FCR only works as a metric when it’s paired with quality, trust, and the right operational design.

The Most Common FCR Mistake: Confusing Closure with Resolution

Probably the biggest mistake I see is equating ticket closure with issue resolution.

A ticket can be closed because:

  • The agent ran out of time
  • The customer stopped responding
  • The issue was passed to another team
  • The workaround was “good enough”

None of those mean the customer’s problem was truly resolved.

If you’re measuring FCR purely based on ticket status or system workflow, you’re almost certainly overstating your success.

The only defensible definition of FCR is customer-based:

Did the customer need to contact us again about the same issue?

Everything else is a proxy — and proxies lie.

What Actually Improves First Call Resolution

Improving FCR isn’t about telling agents to “try harder.” It’s structural.

Here are the levers that matter.

1. Call Routing That Doesn’t Waste the First Five Minutes

FCR dies when customers are routed to the wrong place and forced to explain their problem multiple times.

If your support model relies on:

  • Generalist Tier 1 agents with limited permissions
  • Excessive transfers
  • Hard handoffs between teams

You’ve already accepted lower FCR as a tradeoff.

Skill-based routing, clear ownership, and real-time access to customer context matter more than scripting ever will.

2. Agents Need Authority — Not Just Knowledge

Agents can’t resolve issues they aren’t allowed to fix.

If your policies require:

  • Manager approvals for simple exceptions
  • Escalation for common account changes
  • Back-office teams to complete routine work

Then FCR will always be capped.

High-performing support teams deliberately push decision-making down — with guardrails — because resolution requires authority, not just training.

3. Tooling That Supports the Conversation

Nothing kills FCR faster than agents working across five disconnected systems while the customer waits.

At minimum, agents need:

  • A unified customer view
  • Clear history of previous interactions
  • Access to known issues and resolutions

If your agents are asking customers questions that were answered last week, the system — not the agent — is the problem.

4. Knowledge That Reflects Reality

Outdated or theoretical knowledge bases produce confident-sounding wrong answers.

Your KB should explain:

  • What actually works
  • Known limitations
  • Temporary workarounds
  • When something cannot be resolved yet

Honest answers resolve more issues than perfect ones.

Measuring FCR Without Gaming the Numbers

There is no perfect way to measure FCR — but there are honest ones.
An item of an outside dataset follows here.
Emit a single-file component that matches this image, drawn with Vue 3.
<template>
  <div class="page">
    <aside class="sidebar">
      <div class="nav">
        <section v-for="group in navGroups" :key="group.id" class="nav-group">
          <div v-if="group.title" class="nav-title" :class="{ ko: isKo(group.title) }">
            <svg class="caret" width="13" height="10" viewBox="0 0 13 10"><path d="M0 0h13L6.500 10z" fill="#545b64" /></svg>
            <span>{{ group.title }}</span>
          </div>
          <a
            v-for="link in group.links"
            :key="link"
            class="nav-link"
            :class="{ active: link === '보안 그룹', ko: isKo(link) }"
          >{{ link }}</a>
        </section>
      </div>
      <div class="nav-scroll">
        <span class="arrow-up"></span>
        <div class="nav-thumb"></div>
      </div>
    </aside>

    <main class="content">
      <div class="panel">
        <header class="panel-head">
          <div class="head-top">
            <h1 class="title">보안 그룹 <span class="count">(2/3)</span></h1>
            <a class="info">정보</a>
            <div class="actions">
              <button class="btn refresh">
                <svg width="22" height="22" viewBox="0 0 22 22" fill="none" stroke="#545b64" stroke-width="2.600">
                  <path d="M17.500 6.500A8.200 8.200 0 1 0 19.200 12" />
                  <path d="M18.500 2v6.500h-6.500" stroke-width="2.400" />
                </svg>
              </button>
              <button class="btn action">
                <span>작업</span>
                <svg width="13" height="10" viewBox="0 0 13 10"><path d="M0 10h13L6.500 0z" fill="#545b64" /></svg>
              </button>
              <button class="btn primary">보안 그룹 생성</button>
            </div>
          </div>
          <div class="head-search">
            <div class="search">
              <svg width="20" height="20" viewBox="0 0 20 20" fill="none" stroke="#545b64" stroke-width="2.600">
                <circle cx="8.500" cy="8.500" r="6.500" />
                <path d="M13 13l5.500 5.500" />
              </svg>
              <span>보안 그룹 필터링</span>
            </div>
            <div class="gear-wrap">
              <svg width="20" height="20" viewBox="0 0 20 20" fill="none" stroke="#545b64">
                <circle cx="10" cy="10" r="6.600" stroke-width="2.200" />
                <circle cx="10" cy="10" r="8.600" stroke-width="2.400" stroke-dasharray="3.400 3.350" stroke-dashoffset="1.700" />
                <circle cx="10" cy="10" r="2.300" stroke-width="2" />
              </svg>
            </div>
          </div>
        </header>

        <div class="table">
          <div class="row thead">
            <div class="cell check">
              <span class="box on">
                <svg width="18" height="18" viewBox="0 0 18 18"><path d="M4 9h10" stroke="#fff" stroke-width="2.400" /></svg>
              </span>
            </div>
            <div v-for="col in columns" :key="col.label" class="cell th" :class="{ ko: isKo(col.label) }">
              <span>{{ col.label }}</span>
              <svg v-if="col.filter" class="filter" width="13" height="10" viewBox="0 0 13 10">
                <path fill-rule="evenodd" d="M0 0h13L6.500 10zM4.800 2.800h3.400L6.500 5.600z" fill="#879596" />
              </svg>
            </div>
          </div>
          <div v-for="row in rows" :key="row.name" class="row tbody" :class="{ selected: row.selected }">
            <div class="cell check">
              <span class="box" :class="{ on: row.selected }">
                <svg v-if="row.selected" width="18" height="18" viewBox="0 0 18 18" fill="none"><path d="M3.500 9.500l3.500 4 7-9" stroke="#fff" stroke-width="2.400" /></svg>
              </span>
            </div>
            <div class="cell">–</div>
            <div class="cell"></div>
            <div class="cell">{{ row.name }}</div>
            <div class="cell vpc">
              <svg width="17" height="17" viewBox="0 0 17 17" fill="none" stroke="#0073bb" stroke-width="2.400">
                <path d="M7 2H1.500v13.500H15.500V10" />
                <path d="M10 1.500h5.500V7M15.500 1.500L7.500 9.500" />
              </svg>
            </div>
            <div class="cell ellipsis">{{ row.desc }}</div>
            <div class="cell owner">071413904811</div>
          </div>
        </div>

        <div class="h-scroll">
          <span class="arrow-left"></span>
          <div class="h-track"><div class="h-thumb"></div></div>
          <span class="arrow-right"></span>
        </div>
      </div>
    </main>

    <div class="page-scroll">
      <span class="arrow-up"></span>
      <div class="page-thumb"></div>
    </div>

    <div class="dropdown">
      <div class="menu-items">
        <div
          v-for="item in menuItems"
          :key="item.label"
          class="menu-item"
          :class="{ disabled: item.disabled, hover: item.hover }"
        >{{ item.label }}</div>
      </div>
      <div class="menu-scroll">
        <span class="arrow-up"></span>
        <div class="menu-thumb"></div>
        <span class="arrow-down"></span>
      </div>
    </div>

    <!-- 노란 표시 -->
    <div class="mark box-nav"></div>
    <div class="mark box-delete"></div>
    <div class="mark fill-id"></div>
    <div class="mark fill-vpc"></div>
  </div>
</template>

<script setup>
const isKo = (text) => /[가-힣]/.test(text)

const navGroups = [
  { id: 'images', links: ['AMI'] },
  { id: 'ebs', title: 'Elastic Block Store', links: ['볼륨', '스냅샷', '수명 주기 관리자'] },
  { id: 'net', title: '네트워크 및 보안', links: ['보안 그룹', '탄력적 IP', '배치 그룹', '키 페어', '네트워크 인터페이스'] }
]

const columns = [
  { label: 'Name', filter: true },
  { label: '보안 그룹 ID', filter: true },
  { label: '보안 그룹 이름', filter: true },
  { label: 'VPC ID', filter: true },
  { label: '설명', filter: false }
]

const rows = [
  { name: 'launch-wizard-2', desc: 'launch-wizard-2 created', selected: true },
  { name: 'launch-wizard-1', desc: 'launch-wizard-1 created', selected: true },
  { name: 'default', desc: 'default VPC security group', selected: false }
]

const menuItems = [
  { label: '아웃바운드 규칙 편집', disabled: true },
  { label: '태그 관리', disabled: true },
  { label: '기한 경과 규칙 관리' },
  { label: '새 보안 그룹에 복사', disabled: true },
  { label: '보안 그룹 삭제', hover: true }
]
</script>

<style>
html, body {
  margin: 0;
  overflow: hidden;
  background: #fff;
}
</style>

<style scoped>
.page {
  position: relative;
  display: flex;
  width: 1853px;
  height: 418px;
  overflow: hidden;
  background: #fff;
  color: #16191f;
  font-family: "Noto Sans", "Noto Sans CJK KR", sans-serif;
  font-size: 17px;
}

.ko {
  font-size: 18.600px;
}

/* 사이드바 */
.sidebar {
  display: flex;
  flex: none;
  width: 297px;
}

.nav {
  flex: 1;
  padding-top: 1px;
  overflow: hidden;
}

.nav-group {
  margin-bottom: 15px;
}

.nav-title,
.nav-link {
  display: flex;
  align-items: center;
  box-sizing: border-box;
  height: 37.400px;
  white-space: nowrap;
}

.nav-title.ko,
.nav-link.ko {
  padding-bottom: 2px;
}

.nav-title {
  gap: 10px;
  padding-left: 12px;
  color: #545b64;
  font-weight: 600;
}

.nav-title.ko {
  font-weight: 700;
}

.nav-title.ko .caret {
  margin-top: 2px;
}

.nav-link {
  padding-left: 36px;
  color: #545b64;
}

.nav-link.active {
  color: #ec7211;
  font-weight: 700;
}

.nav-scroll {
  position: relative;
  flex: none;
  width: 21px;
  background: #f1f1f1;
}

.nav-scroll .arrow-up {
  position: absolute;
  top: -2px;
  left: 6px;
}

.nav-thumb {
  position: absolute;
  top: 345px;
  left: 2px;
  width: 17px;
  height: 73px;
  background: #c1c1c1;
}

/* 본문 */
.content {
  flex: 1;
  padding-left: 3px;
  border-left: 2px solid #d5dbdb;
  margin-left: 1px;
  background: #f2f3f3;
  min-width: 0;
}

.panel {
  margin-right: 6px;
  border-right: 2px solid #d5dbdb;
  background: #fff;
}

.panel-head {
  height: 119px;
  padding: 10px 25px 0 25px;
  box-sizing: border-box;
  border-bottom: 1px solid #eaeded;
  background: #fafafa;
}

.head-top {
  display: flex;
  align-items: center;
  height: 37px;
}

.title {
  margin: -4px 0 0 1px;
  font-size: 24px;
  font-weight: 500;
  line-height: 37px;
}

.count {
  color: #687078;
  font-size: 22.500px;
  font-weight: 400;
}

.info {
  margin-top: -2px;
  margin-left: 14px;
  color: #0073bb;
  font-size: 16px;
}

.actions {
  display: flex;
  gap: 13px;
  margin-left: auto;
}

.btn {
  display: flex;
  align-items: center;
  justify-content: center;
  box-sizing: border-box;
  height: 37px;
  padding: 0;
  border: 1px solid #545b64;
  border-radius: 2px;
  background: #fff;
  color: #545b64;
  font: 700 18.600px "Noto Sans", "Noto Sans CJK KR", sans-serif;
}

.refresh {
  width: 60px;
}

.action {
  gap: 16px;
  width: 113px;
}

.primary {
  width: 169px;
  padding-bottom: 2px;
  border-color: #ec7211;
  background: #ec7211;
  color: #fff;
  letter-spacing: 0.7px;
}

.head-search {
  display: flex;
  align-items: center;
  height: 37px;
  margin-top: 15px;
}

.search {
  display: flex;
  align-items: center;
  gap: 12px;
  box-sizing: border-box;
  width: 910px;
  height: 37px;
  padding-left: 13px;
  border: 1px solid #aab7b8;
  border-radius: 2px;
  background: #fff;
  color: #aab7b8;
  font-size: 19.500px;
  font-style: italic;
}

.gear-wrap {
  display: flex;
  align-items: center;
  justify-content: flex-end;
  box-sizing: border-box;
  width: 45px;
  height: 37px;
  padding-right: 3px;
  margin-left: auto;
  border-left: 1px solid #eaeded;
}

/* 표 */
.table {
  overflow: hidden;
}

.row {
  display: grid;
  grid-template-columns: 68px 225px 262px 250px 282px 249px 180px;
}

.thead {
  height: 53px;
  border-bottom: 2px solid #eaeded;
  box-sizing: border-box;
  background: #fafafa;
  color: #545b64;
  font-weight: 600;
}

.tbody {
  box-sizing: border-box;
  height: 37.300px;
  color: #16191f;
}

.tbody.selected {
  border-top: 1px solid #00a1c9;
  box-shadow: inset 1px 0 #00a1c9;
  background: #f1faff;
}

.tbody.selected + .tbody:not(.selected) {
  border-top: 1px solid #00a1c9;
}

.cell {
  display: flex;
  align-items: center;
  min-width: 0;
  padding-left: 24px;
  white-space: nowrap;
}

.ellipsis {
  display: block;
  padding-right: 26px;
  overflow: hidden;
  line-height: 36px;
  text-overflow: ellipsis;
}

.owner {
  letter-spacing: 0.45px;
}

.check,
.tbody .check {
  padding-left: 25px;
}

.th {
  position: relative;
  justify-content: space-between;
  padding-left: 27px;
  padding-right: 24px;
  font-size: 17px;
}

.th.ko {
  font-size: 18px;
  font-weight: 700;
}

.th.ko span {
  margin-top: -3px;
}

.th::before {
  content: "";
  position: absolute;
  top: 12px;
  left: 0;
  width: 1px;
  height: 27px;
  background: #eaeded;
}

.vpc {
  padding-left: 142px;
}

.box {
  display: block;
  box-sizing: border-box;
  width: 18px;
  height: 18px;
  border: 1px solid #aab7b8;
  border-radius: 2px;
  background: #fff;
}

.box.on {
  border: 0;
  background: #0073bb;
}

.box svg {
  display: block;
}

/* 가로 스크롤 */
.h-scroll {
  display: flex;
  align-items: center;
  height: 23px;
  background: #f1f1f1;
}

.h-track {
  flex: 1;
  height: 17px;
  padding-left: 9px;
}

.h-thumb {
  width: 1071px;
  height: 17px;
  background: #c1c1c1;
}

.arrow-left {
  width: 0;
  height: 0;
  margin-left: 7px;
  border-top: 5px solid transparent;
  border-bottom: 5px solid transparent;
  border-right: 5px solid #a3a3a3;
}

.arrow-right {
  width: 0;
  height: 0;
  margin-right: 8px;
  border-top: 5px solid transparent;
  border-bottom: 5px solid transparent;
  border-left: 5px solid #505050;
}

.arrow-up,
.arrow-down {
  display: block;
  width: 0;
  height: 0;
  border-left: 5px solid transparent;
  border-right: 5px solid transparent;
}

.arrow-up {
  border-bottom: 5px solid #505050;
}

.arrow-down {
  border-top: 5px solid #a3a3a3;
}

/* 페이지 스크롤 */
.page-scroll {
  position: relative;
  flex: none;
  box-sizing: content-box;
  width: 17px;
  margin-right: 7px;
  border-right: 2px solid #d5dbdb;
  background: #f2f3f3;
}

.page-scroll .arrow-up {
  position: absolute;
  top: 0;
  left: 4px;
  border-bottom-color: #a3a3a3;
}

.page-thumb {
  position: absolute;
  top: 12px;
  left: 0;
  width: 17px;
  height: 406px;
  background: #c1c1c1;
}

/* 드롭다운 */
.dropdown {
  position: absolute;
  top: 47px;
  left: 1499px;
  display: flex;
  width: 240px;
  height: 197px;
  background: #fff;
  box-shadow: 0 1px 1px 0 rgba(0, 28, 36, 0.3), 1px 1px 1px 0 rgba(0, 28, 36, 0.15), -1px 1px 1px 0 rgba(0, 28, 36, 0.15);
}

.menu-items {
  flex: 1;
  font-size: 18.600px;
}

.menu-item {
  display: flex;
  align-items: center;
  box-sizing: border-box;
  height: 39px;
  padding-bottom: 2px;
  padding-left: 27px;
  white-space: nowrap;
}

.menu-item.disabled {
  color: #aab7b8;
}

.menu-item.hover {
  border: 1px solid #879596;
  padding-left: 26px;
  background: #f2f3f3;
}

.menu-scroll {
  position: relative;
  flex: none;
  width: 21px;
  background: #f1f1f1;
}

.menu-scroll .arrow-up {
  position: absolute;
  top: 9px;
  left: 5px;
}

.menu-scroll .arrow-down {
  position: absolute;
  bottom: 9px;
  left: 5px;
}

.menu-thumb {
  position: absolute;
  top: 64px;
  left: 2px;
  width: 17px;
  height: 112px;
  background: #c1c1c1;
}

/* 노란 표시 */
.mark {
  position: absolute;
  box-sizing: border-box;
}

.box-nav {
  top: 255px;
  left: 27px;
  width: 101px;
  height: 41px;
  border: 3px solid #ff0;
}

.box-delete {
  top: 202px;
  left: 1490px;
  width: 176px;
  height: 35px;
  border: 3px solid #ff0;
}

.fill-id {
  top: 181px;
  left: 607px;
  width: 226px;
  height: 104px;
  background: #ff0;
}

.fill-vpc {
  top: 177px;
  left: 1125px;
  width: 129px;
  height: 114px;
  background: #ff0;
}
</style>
The least-bad options combine:

  • CRM analysis (repeat contacts for the same issue within a defined window)
  • Post-interaction surveys asking directly: “Was your issue resolved?”
  • QA reviews focused on outcome, not just compliance

Pick one method, define it clearly, and stick with it. Consistency is more important than perfection.

And be explicit about the edge cases:

  • Channel switching
  • Multiple issues in one contact
  • Follow-ups that are genuinely new problems

If people are arguing about definitions, the metric isn’t ready to be used as a performance target.

FCR Is a Leadership Metric, Not an Agent Metric

This is the part most organizations get wrong.

Agents don’t control:

  • Product quality
  • Policy constraints
  • Broken processes
  • Tech debt

Leadership does.

If your FCR is low, it’s rarely because agents “aren’t trying.” It’s because the environment they’re working in makes resolution hard.

Use FCR as:

  • A signal of friction
  • A pointer to upstream issues
  • A forcing function for better design

Not as a blunt instrument to pressure frontline staff.

The Bottom Line

First Call Resolution isn’t about speed, scripting, or closing tickets.

It’s about whether your organization is structured to actually solve customer problems when they first surface.

When FCR improves for the right reasons, customers notice — and so do your operating costs. When it improves for the wrong reasons, everything looks good right up until your CSAT and escalation rates start telling a very different story.

If you want better FCR, don’t ask “How do we hit the target?”
Ask: “What’s stopping us from resolving this the first time?”

The answer is almost always uncomfortable — and always useful.